Frequently in exile for protesting oppressive regimes, Faiz
had written it in 1979 against military dictator Ziaul Haq. It was promptly
banned. All copies were destroyed, till on Faiz’s death in 1986, Iqbal Bano,
dressed in a black saree that Zia had outlawed, sang it in a small
auditorium in Lahore. It brought the house down with excitement. The police
seized all recording of this poem save one that was smuggled out of Pakistan
and it is now available on Youtube. It is indeed inspiring.
But
can it be adopted in India? The language is alien to most Indians today.
Then, Faiz is identified with Communism.

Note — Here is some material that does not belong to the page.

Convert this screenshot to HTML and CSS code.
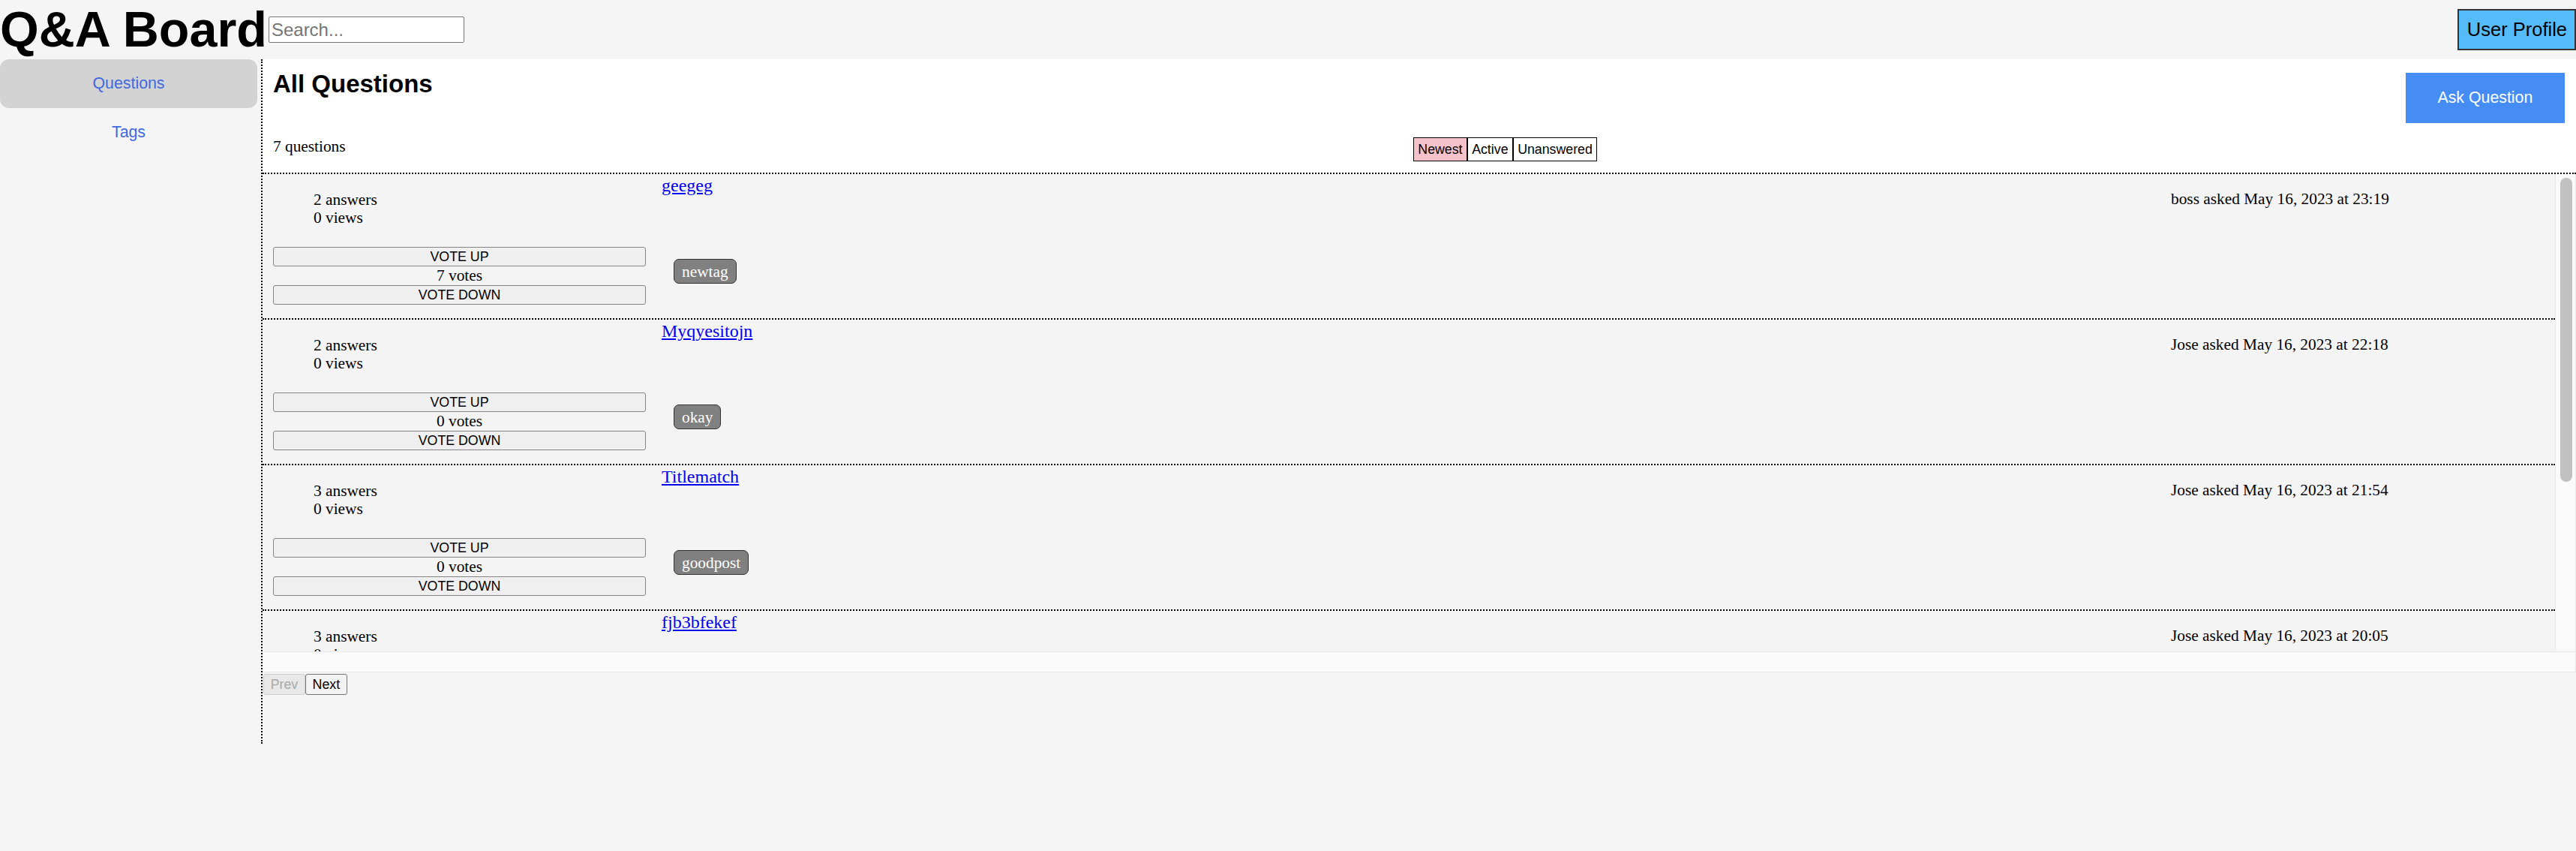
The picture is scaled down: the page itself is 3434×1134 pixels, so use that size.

Although he belonged to both India and
Pakistan, Faiz’s nationality and ideology are anathema to India’s current
ruling classes and large sections of populace they have successfully seduced.
There
is bound to be hostility to Faiz’s invocation of Islamic symbols and imageries.
He was an atheist and his deliberate use of them only infuriated the
conservatives. And conservatives, aggressive and intolerant, are ruling all
across the world today.
These
classes are worried about spread of culture they do not approve of. Saare Jahan Se Achha of Muhammad Iqbal
is arguably third-most popular Indian song, both as a lyric and a martial tune,
after Jana Gana Mana, the national
anthem and Bankim Chandra Chatterjee’s “Vande Maataram”. Indian conservatives, Hindu and Muslim, have
had problems with all three through the long years of the freedom movement and
thereafter.
Hum Dekhenge
comes in more complex times that are less ideological and more
‘pragmatic’. They are more difficult
judging from the way words “Inquilab’
and “Azadi” that were part and parcel
of India’s freedom movement have, ironically, come to mean ‘secession’ and are thus,
“anti-India”.
The
extent to which the current ethos has over-whelmed ideas that have been
inclusive and pluralist is evident from the Indian Institute of Technology,
Kanpur, one of the country’s best institution of higher technological learning,
forming a committee to judge if “Hum Dekhenge”, sung at a campus rally,
has “anti-Indian” content. Elsewhere, the song has been declared
“anti-Hindu.”
Writers-poets
Gulzar and Javed Akhtar have stressed that a song written against Pakistan’s
military junta couldn’t have ‘Indian’ or ‘Hindu’ context. Javed termed the controversy “absurd and
funny”.
The
verse that gave offence was: Jab
arz-e-khuda ke ka’abe se, sab buut uthwaae jaayenge / Hum ahl-e-safa
mardood-e-haram, masnad pe bithaaye jaayenge / Sab taaj uchhale jaayenge, sab
takht giraaye jaayenge/ Bas naam rahega Allah ka… (From the abode of God,
when the idols of falsehood will be removed/ When we, the faithful, who have
been barred from sacred places, will be seated on a high pedestal/ When crowns
will be tossed, when thrones will be brought down, only Allah’s name will remain.)
The
objection was to the word “buut” (idol) which was taken as a reference to idols
of deities that Hindus worship and to Allah and was therefore, a communal
insult. India, it would seem, is not offended by Faiz’s “communalism”, but by his
pluralist message in 2020.
Pakistani
writer Khaled Ahmed laments India’s “decline into religion” when
saner Pakistanis are looking up to an India that they have known and admired
for its all-in socio-political ethos.
This
reminds of Pakistani poetess, late Fehmida Riaz, who chided Indians with her
poem “tum bilkul hum jaise nikle, ab
tak kahan they bhai?” (You turned out to be like us, brother. Where
were you all this while?) Will this
indignation go unrealized, un-responded in India?
This
Pakistani ‘sedition’ is not aimed only at India. A video of students chanting Sarfaroshi ki tamanna at the recent Faiz
International Festival in Lahore is on the Internet. The lines were written by
Ram Prasad Bismil, who fought and died along with Shaheed Bhagat Singh. This is new India. And perhaps, a new Pakistan (not to be
confused with Imran Khan’s Naya Pakistan promise).
Let this be said, whatever be the outcome of the protests over the present government’s two controversial moves — adding to the accumulated angst on many other issues — this combined muse of the old and the new, even if it falls silent for now, shall revive another day.